## PROBLEM REQUIREMENTS
Reproduce each line of the material exactly, minus any picture.
■ ■ ■ ■ ■
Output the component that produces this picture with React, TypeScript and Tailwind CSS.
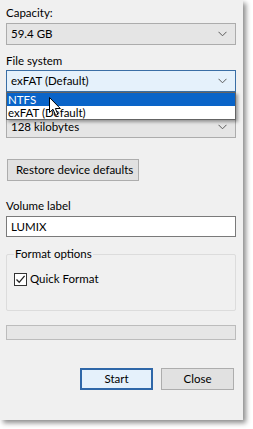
import { useState } from 'react';

function Chevron() {
  return (
    <svg width="9" height="6" viewBox="0 0 9 6" className="shrink-0">
      <path d="M0.5 0.8 L4.5 4.8 L8.5 0.8" fill="none" stroke="#5a5a5a" strokeWidth="1" />
    </svg>
  );
}

function Combo({ value, active = false }: { value: string; active?: boolean }) {
  return (
    <div
      className={`h-[22px] w-[230px] flex items-center justify-between pl-[4px] pr-[8px] border ${
        active ? 'bg-[#e5f1fb] border-[#3a6ea5]' : 'bg-[#e5e5e5] border-[#acacac]'
      }`}
    >
      <span>{value}</span>
      <Chevron />
    </div>
  );
}

function Cursor() {
  return (
    <svg
      width="13"
      height="20"
      viewBox="0 0 13 20"
      className="absolute left-[42px] top-[4px] pointer-events-none"
    >
      <path
        d="M0.5 0.5 L0.5 15.5 L4 12.2 L6.6 18.4 L8.9 17.4 L6.4 11.5 L11.3 11.5 Z"
        fill="#ffffff"
        stroke="#000000"
        strokeWidth="1"
        strokeLinejoin="round"
      />
    </svg>
  );
}

export default function App() {
  const [quick, setQuick] = useState(true);

  return (
    <div className="w-[253px] h-[429px] bg-white overflow-hidden font-['Lato','Noto_Sans',sans-serif] text-[11.5px] leading-[16px] text-black whitespace-nowrap">
      <div className="w-[243px] h-[420px] bg-[#f0f0f0] shadow-[3px_3px_5px_rgba(0,0,0,0.45)] pl-[6px] pt-[4px] flex flex-col">
        <div className="mt-[1px]">Capacity:</div>
        <div className="mt-[2px]">
          <Combo value="59.4 GB" />
        </div>

        <div className="mt-[8px]">File system</div>
        <div className="mt-[1px] relative z-10">
          <Combo value="exFAT (Default)" active />
          <div className="absolute left-0 top-full w-[230px] border border-[#646464] bg-white shadow-[2px_2px_3px_rgba(0,0,0,0.35)]">
            <div className="h-[13px] leading-[13px] pl-[1px] bg-[#0a64c8] text-white">NTFS</div>
            <div className="h-[13px] leading-[13px] pl-[1px]">exFAT (Default)</div>
            <Cursor />
          </div>
        </div>

        {/* allocation unit size combo, its label sits under the open list */}
        <div className="mt-[24px]">
          <Combo value="128 kilobytes" />
        </div>

        <button className="mt-[21px] ml-[1px] self-start h-[22px] w-[132px] bg-[#e1e1e1] border border-[#adadad] text-left pl-[8px]">
          Restore device defaults
        </button>

        <div className="mt-[17px]">Volume label</div>
        <div className="mt-[2px] h-[21px] w-[230px] bg-white border border-[#7a7a7a] flex items-center pl-[4px]">
          LUMIX
        </div>

        <div className="mt-[17px] relative w-[230px] h-[57px] border border-[#dcdcdc] rounded-[2px]">
          <span className="absolute left-[7px] top-[-9px] bg-[#f0f0f0] px-[1px]">Format options</span>
          <label className="absolute left-[7px] top-[16px] flex items-center gap-[3px]">
            <span
              onClick={() => setQuick(!quick)}
              className="w-[13px] h-[13px] bg-white border border-[#333333] flex items-center justify-center"
            >
              {quick && (
                <svg width="11" height="11" viewBox="0 0 11 11">
                  <path d="M1.5 5.5 L4.2 8.3 L9.6 1.8" fill="none" stroke="#222222" strokeWidth="1.3" />
                </svg>
              )}
            </span>
            <span>Quick Format</span>
          </label>
        </div>

        <div className="mt-[14px] h-[15px] w-[230px] bg-[#e6e6e6] border border-[#bcbcbc]" />

        <div className="mt-[28px] flex gap-[8px] ml-[74px]">
          <button className="h-[22px] w-[73px] bg-[#e5f1fb] border-2 border-[#2f67a8]">Start</button>
          <button className="h-[22px] w-[73px] bg-[#e1e1e1] border border-[#adadad]">Close</button>
        </div>
      </div>
    </div>
  );
}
■ ■ ■ ■ ■
## COMPLETE OUTPUT
Output the component that produces this picture with React, TypeScript and Tailwind CSS.
import { useState } from 'react';

function Chevron() {
  return (
    <svg width="9" height="6" viewBox="0 0 9 6" className="shrink-0">
      <path d="M0.5 0.8 L4.5 4.8 L8.5 0.8" fill="none" stroke="#5a5a5a" strokeWidth="1" />
    </svg>
  );
}

function Combo({ value, active = false }: { value: string; active?: boolean }) {
  return (
    <div
      className={`h-[22px] w-[230px] flex items-center justify-between pl-[4px] pr-[8px] border ${
        active ? 'bg-[#e5f1fb] border-[#3a6ea5]' : 'bg-[#e5e5e5] border-[#acacac]'
      }`}
    >
      <span>{value}</span>
      <Chevron />
    </div>
  );
}

function Cursor() {
  return (
    <svg
      width="13"
      height="20"
      viewBox="0 0 13 20"
      className="absolute left-[42px] top-[4px] pointer-events-none"
    >
      <path
        d="M0.5 0.5 L0.5 15.5 L4 12.2 L6.6 18.4 L8.9 17.4 L6.4 11.5 L11.3 11.5 Z"
        fill="#ffffff"
        stroke="#000000"
        strokeWidth="1"
        strokeLinejoin="round"
      />
    </svg>
  );
}

export default function App() {
  const [quick, setQuick] = useState(true);

  return (
    <div className="w-[253px] h-[429px] bg-white overflow-hidden font-['Lato','Noto_Sans',sans-serif] text-[11.5px] leading-[16px] text-black whitespace-nowrap">
      <div className="w-[243px] h-[420px] bg-[#f0f0f0] shadow-[3px_3px_5px_rgba(0,0,0,0.45)] pl-[6px] pt-[4px] flex flex-col">
        <div className="mt-[1px]">Capacity:</div>
        <div className="mt-[2px]">
          <Combo value="59.4 GB" />
        </div>

        <div className="mt-[8px]">File system</div>
        <div className="mt-[1px] relative z-10">
          <Combo value="exFAT (Default)" active />
          <div className="absolute left-0 top-full w-[230px] border border-[#646464] bg-white shadow-[2px_2px_3px_rgba(0,0,0,0.35)]">
            <div className="h-[13px] leading-[13px] pl-[1px] bg-[#0a64c8] text-white">NTFS</div>
            <div className="h-[13px] leading-[13px] pl-[1px]">exFAT (Default)</div>
            <Cursor />
          </div>
        </div>

        {/* allocation unit size combo, its label sits under the open list */}
        <div className="mt-[24px]">
          <Combo value="128 kilobytes" />
        </div>

        <button className="mt-[21px] ml-[1px] self-start h-[22px] w-[132px] bg-[#e1e1e1] border border-[#adadad] text-left pl-[8px]">
          Restore device defaults
        </button>

        <div className="mt-[17px]">Volume label</div>
        <div className="mt-[2px] h-[21px] w-[230px] bg-white border border-[#7a7a7a] flex items-center pl-[4px]">
          LUMIX
        </div>

        <div className="mt-[17px] relative w-[230px] h-[57px] border border-[#dcdcdc] rounded-[2px]">
          <span className="absolute left-[7px] top-[-9px] bg-[#f0f0f0] px-[1px]">Format options</span>
          <label className="absolute left-[7px] top-[16px] flex items-center gap-[3px]">
            <span
              onClick={() => setQuick(!quick)}
              className="w-[13px] h-[13px] bg-white border border-[#333333] flex items-center justify-center"
            >
              {quick && (
                <svg width="11" height="11" viewBox="0 0 11 11">
                  <path d="M1.5 5.5 L4.2 8.3 L9.6 1.8" fill="none" stroke="#222222" strokeWidth="1.3" />
                </svg>
              )}
            </span>
            <span>Quick Format</span>
          </label>
        </div>

        <div className="mt-[14px] h-[15px] w-[230px] bg-[#e6e6e6] border border-[#bcbcbc]" />

        <div className="mt-[28px] flex gap-[8px] ml-[74px]">
          <button className="h-[22px] w-[73px] bg-[#e5f1fb] border-2 border-[#2f67a8]">Start</button>
          <button className="h-[22px] w-[73px] bg-[#e1e1e1] border border-[#adadad]">Close</button>
        </div>
      </div>
    </div>
  );
}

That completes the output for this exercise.